Do You Know What's In Your EPC Supply Chain?
By Thomas Adams, ABS Group Vice President, Power Business Development
With the maturity and experience of many engineering, procurement and construction (EPC) firms supporting the US power market, many owners are content to manage their financial risk of poor quality through their EPC firms and the prime contract. However, those that take this approach are potentially exposing their project to new risks in the overall project supply chain which, if not managed proactively, can surprise the project team late in project execution, causing large costs and delays. Modest investments in a well-planned independent quality assurance and vendor surveillance plan can mitigate this risk and play an important part in assuring project success and return on investment.
Understanding Global Supply Chain Risks
It remains a buyer's market for EPC services on gas-fired and renewable energy projects in the US. Developers and owners are benefitting from high levels of competition among established contractors, getting great project prices, terms and schedules. However, this high level of competition is being driven throughout the OEM and contractor supply chain, and is taking procurement to new international markets—and, in some cases, unproven manufacturers and sub-suppliers—while chasing the best price and delivery for major project components. With the global supply chain in a near constant state of flux, owners must be diligent in overseeing quality and compliance on every project in order to understand and mitigate their risk.
EPC and original equipment manufacturer (OEM) contracting in the US power industry is a mature market, and standard terms govern warranties, schedule guarantees and quality mandates. However, if you rely solely on your EPC contractor and major equipment suppliers to surveil the supply chain, you may be taking on unnecessary and potentially costly risk. It is difficult, if not impossible, to achieve full alignment of interests and protection with your contractors when they are bidding with aggressive margins and contingencies to win a project.
EPC warranties, liquidated damage clauses and quality requirements provide some measure of financial and contractual protection, but can also provide a false sense of comfort assuming that everything is the contractor's problem to manage. And alternative EPC contracting structures, such as when owners directly procure major equipment for the project, can add additional risk for the owner.
ABS Group has been involved in projects where these types of risks have resulted in significant costs and delays for the owner. One example is a combined cycle gas turbine project for which the owner had retained responsibility for major equipment procurement. Through a competitive bidding process, the owner had received aggressive pricing and delivery from name brand OEMs. Unbeknownst to the owner's team, however, one of the manufacturers had subcontracted the bulk of their fabrication of a key project component to a new supplier in Asia.
This supplier did not adhere to the agreed quality plan, and the issues came to light too late in the project to avoid large costs and delays. While the OEM in question did pay liquidated damages to the owner for the delay, the owner incurred additional costs by needing to institute an independent surveillance program immediately, mobilizing from the US, and other costs on the project which were not covered by the OEM's damage payments. This situation could have been avoided by implementing an independent quality assurance plan at the outset.
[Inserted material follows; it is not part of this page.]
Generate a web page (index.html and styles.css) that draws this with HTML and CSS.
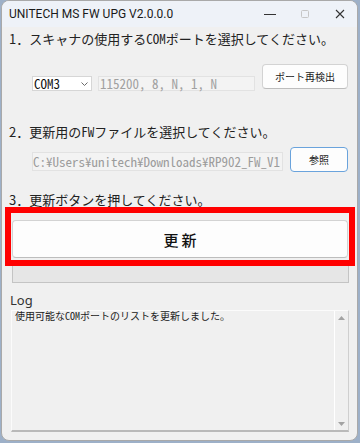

Reducing Project Delivery Issues
Owners can never completely transfer this risk to the contractor and OEM, and if a large supply chain problem occurs late in a project, additional costs will be incurred by the owner. It is advisable and much more cost-effective for owners to proactively mitigate these risks before they occur.
By making a modest investment and working with an experienced, independent, global third party inspection and verification advisor like ABS Group, owners can take control of these risks and add significant value to their projects. Using qualified local technical experts in the regions where manufacturing is performed, a robust quality management and surveillance plan can be implemented in a cost-effective manner. Comprehensive coverage can therefore be achieved with minimal travel and time expended by deploying the appropriate international resources.
This approach gives owners the advantage of an early warning of quality or compliance issues, providing sufficient time to resolve them before they impact the project. An experienced independent inspection team can define a risk-based inspection approach, based on factors such as sub-supplier experience, supplier corporate quality certifications, review of quality plans and documentation and manufacturing plant validation audits.
Working with the owner, the inspection team can define a targeted plan, deploying the right resources at the right time and place to validate quality at the most important manufacturing steps and with the most at-risk suppliers. This balances investment, time and efficiency throughout the program and results in a substantial reduction in overall project delivery risk.
A well-designed surveillance program also can adapt to changing conditions over the life of the project, focusing on problem areas that may arise and reducing coverage where sub-supplier performance is meeting all quality objectives with documented compliance.
Project Quality Benefits Your Bottom Line
The potential payoff from an independent quality program is huge. Catching just one significant quality issue or manufacturing error at the source can potentially save millions of dollars in costs and delays. Prudent owners should consider an independent quality program as another important feature of their overall risk management plan for their project.